Fifteen Georgian local civil society organizations, including Transparency International Georgia, Open Society Georgia Foundation and ISFED, released a statement on December 20, calling on the ruling Georgian Dream party “to fulfill its promise on moving to proportional electoral system” from 2020.
Haling the mixed electoral system as “democratic and balanced,” Talakvadze stated that “the compromise” should be adopted not only for 2020, but the future parliamentary polls as well.
According to CSOs, with its today’s proposal, the ruling party “has confirmed their desire” to abolish the transfer to fully proportional electoral system from 2024, [as provided in the constitution]. “This initiative does not aim to make any compromise and improve electoral system, but rather worsen existing regulations about the fully proportional model, which has long been the subject of political consensus in the country,” they stated.
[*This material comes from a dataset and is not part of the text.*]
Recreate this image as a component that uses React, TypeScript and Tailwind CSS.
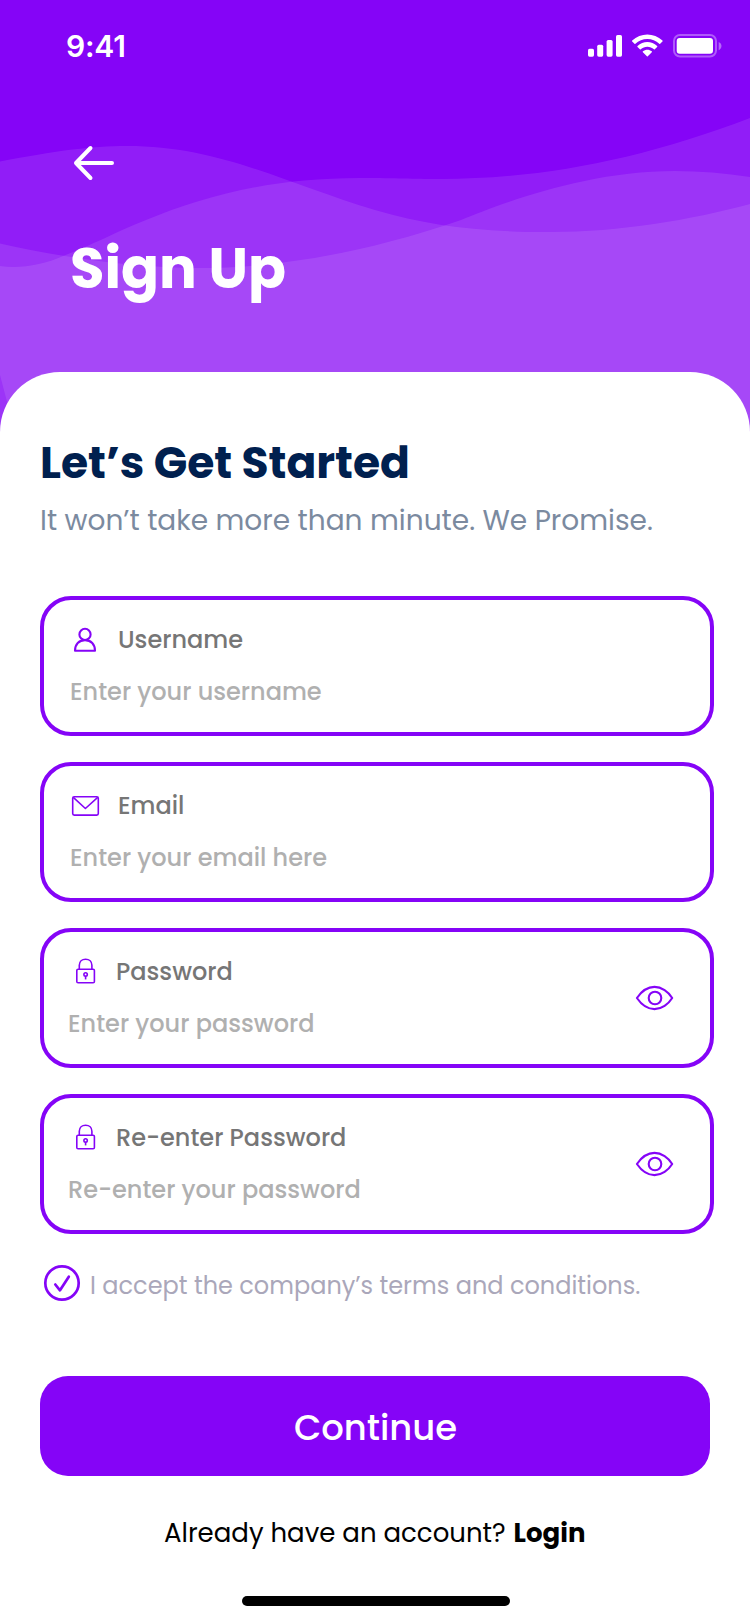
import type { ReactNode } from 'react'

function Waves() {
  return (
    <svg className="absolute left-0 top-0 -z-10" width="750" height="440" viewBox="0 0 750 440" fill="#fff" fillOpacity="0.1">
      <path d="M0 161.500C55 151 90 146 127 146C220 146 285 183 375 210C430 226 480 232 550 232C620 232 690 220 750 204V440H0Z" />
      <path d="M0 266C20 269 43 265 63 256C90 246 118 231 146 220C205 196 270 178 360 178C400 178 410 179 440 179C540 179 640 160 750 118V440H0Z" />
      <path d="M0 243.500C65 258 135 268 200 268C270 268 360 255 461 220C500 204 585 171 675 171C700 171 725 173 750 177V440H17L0 375Z" />
    </svg>
  )
}

function StatusIcons() {
  return (
    <svg width="136" height="24" viewBox="0 0 136 24" fill="#fff">
      <rect x="2" y="14.700" width="6" height="8" rx="1.600" />
      <rect x="11.200" y="10.700" width="6" height="12" rx="1.600" />
      <rect x="20.600" y="6" width="6" height="16.700" rx="1.600" />
      <rect x="30" y="1" width="6" height="21.700" rx="1.600" />
      <g transform="translate(46 0.500) scale(2)">
        <path d="M7.666 2.278C9.892 2.278 12.032 3.134 13.645 4.667C13.766 4.785 13.960 4.784 14.080 4.663L15.241 3.490C15.302 3.429 15.335 3.346 15.335 3.260C15.334 3.174 15.299 3.092 15.238 3.032C11.005-1.011 4.327-1.011 0.094 3.032C0.033 3.092-0.002 3.174-0.003 3.260C-0.004 3.346 0.030 3.429 0.091 3.490L1.252 4.663C1.372 4.784 1.566 4.785 1.687 4.667C3.300 3.133 5.441 2.278 7.666 2.278Z" />
        <path d="M7.666 6.096C8.889 6.096 10.068 6.550 10.975 7.371C11.097 7.487 11.290 7.485 11.410 7.365L12.569 6.192C12.631 6.130 12.664 6.047 12.664 5.960C12.663 5.873 12.627 5.791 12.565 5.730C9.805 3.155 5.531 3.155 2.770 5.730C2.708 5.791 2.672 5.873 2.672 5.960C2.671 6.047 2.705 6.130 2.766 6.192L3.925 7.365C4.045 7.485 4.238 7.487 4.361 7.371C5.266 6.551 6.445 6.096 7.666 6.096Z" />
        <path d="M9.989 8.665C9.991 8.752 9.958 8.836 9.897 8.897L7.891 10.921C7.832 10.980 7.752 11.014 7.668 11.014C7.584 11.014 7.504 10.980 7.446 10.921L5.439 8.897C5.378 8.836 5.345 8.752 5.347 8.665C5.349 8.578 5.386 8.495 5.449 8.437C6.729 7.298 8.607 7.298 9.887 8.437C9.950 8.495 9.987 8.578 9.989 8.665Z" />
      </g>
      <rect x="88" y="1" width="42" height="21.500" rx="6" fill="none" stroke="#fff" strokeOpacity="0.350" strokeWidth="2" />
      <rect x="90.700" y="4" width="36.300" height="15.700" rx="3" />
      <path d="M132.700 8V16.200C134.300 15.500 135.500 14 135.500 12.100C135.500 10.200 134.300 8.700 132.700 8Z" fillOpacity="0.400" />
    </svg>
  )
}

function UserIcon() {
  return (
    <svg width="30" height="28" viewBox="0 0 30 28" fill="none" stroke="#8504f7" strokeWidth="2.100" strokeLinejoin="round">
      <circle cx="15" cy="8.400" r="5.600" />
      <path d="M5 24.700C5 18.300 9 14.100 15 14.100S25 18.300 25 24.700Z" />
    </svg>
  )
}

function MailIcon() {
  return (
    <svg width="30" height="28" viewBox="0 0 30 28" fill="none" stroke="#8504f7" strokeWidth="1.600" strokeLinejoin="round">
      <rect x="2.700" y="4.700" width="25.600" height="18.400" rx="1.500" />
      <path d="M3.300 5.400L15.400 16.500L27.700 5.400" />
    </svg>
  )
}

function LockIcon() {
  return (
    <svg width="30" height="28" viewBox="0 0 30 28" fill="none" stroke="#8504f7" strokeWidth="1.600">
      <rect x="6.800" y="11.300" width="17.600" height="13.500" rx="1.300" />
      <path d="M9.300 11V7.200C9.300 3.400 12 1.200 15.600 1.200S21.900 3.400 21.900 7.200V11" />
      <circle cx="15.600" cy="16.400" r="1.700" />
      <path d="M15.600 18.100V21.400" />
    </svg>
  )
}

function EyeIcon() {
  return (
    <svg className="ml-auto shrink-0" width="40" height="28" viewBox="0 0 40 28" fill="none" stroke="#8504f7" strokeWidth="2.100" strokeLinejoin="round">
      <path d="M1.900 14C6 8 12.500 2.900 19.500 2.900S33.500 8 37.200 14C33.500 20 26.500 25.100 19.500 25.100S6 20 1.900 14Z" />
      <circle cx="20" cy="14" r="6.300" />
    </svg>
  )
}

type FieldProps = {
  icon: ReactNode
  label: string
  placeholder: string
  secret?: boolean
}

function Field({ icon, label, placeholder, secret }: FieldProps) {
  return (
    <div className={`flex h-[140px] items-center rounded-[31px] border-4 border-[#8504f7] pr-[35px] ${secret ? 'pl-6' : 'pl-[26px]'}`}>
      <div className="whitespace-nowrap text-2xl/6 font-medium">
        <div className="flex h-6 items-center">
          <span className={secret ? 'ml-[2px]' : ''}>{icon}</span>
          <span className={`text-[#767676] ${secret ? 'ml-4' : 'ml-[18px]'}`}>{label}</span>
        </div>
        <div className="mt-7 text-[#b0b0b0]">{placeholder}</div>
      </div>
      {secret && <EyeIcon />}
    </div>
  )
}

export default function App() {
  return (
    <div className="relative isolate flex h-[1624px] w-[750px] flex-col overflow-hidden bg-[#8504f7] font-[Poppins,Inter,sans-serif]">
      <Waves />
      <header className="flex h-[372px] shrink-0 flex-col text-white">
        <div className="flex items-center justify-between pl-[66px] pr-7 pt-[34px]">
          <span className="font-[Inter,sans-serif] text-[30px]/6 font-semibold tracking-[-0.2px]">9:41</span>
          <StatusIcons />
        </div>
        <svg className="ml-[72px] mt-[85px]" width="44" height="40" viewBox="0 0 44 40" fill="none" stroke="#fff" strokeWidth="4" strokeLinecap="round" strokeLinejoin="round">
          <path d="M40 20H4M18.500 5L4 20L18.500 35" />
        </svg>
        <h1 className="ml-[70px] mt-[58px] text-[56px]/[56px] font-bold">Sign Up</h1>
      </header>

      <main className="flex grow flex-col rounded-t-[60px] bg-white px-10 pt-[67px]">
        <h2 className="text-[44px]/[48px] font-bold text-[#00204f]">Let’s Get Started</h2>
        <p className="mt-[18px] whitespace-nowrap text-[28px]/8 text-[#7b8a9f]">It won’t take more than minute. We Promise.</p>

        <form className="mt-[59px] flex w-[674px] flex-col gap-[26px]">
          <Field icon={<UserIcon />} label="Username" placeholder="Enter your username" />
          <Field icon={<MailIcon />} label="Email" placeholder="Enter your email here" />
          <Field secret icon={<LockIcon />} label="Password" placeholder="Enter your password" />
          <Field secret icon={<LockIcon />} label="Re-enter Password" placeholder="Re-enter your password" />
        </form>

        <div className="mt-[29px] flex h-10 items-center pl-0.5">
          <svg width="40" height="40" viewBox="0 0 40 40" fill="none" stroke="#8504f7" strokeWidth="2.700" strokeLinecap="round" strokeLinejoin="round">
            <circle cx="20" cy="20" r="16.700" />
            <path d="M13.300 21.500L18 27.300L26.800 13.700" />
          </svg>
          <span className="ml-2 mt-[5px] whitespace-nowrap text-2xl/6 text-[#aaa7ba]">I accept the company’s terms and conditions.</span>
        </div>

        <button type="button" className="mt-[73px] h-[100px] w-[670px] rounded-[28px] bg-[#8504f7] pl-px pt-[3px] text-[35.4px]/[48px] font-medium text-white">
          Continue
        </button>

        <p className="mt-[41px] whitespace-nowrap pl-[124px] text-[26px]/8 text-black">
          Already have an account? <span className="ml-px font-bold">Login</span>
        </p>
        <div className="ml-[202px] mt-[47px] h-2.5 w-[268px] rounded-full bg-black" />
      </main>
    </div>
  )
}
CSOs also noted that the initiative proposed by Parliament Speaker Archil Talakvadze earlier today, is “fully unacceptable,” lacks seriousness, “ignores the country’s democratic interests,” and serves to prolong Georgian Dream’s governance. “Georgian Dream’s downvoting of the [bill on] transferring to proportional electoral system has created unstable political environment not only in the country, but has also seriously affected the country’s image abroad, among its international partners,” CSOs said.
Noting that the ruling party “does not reveal political will” to improve the existing crisis, the CSOs consider that during the ongoing dialogues between the ruling party and opposition, the parties should not discuss electoral changes according to their own interests, but rather focus on public needs.
Putting the entire responsibility of the current political crisis on the ruling party and its chairman Bidzina Ivanishvili, who promised electoral changes back in June amid public protest, CSOs called on the Georgian Dream “to realize its responsibilities well and fulfill its promise on moving to proportional polls, according to public demand and clear messages of Georgia’s international partners.”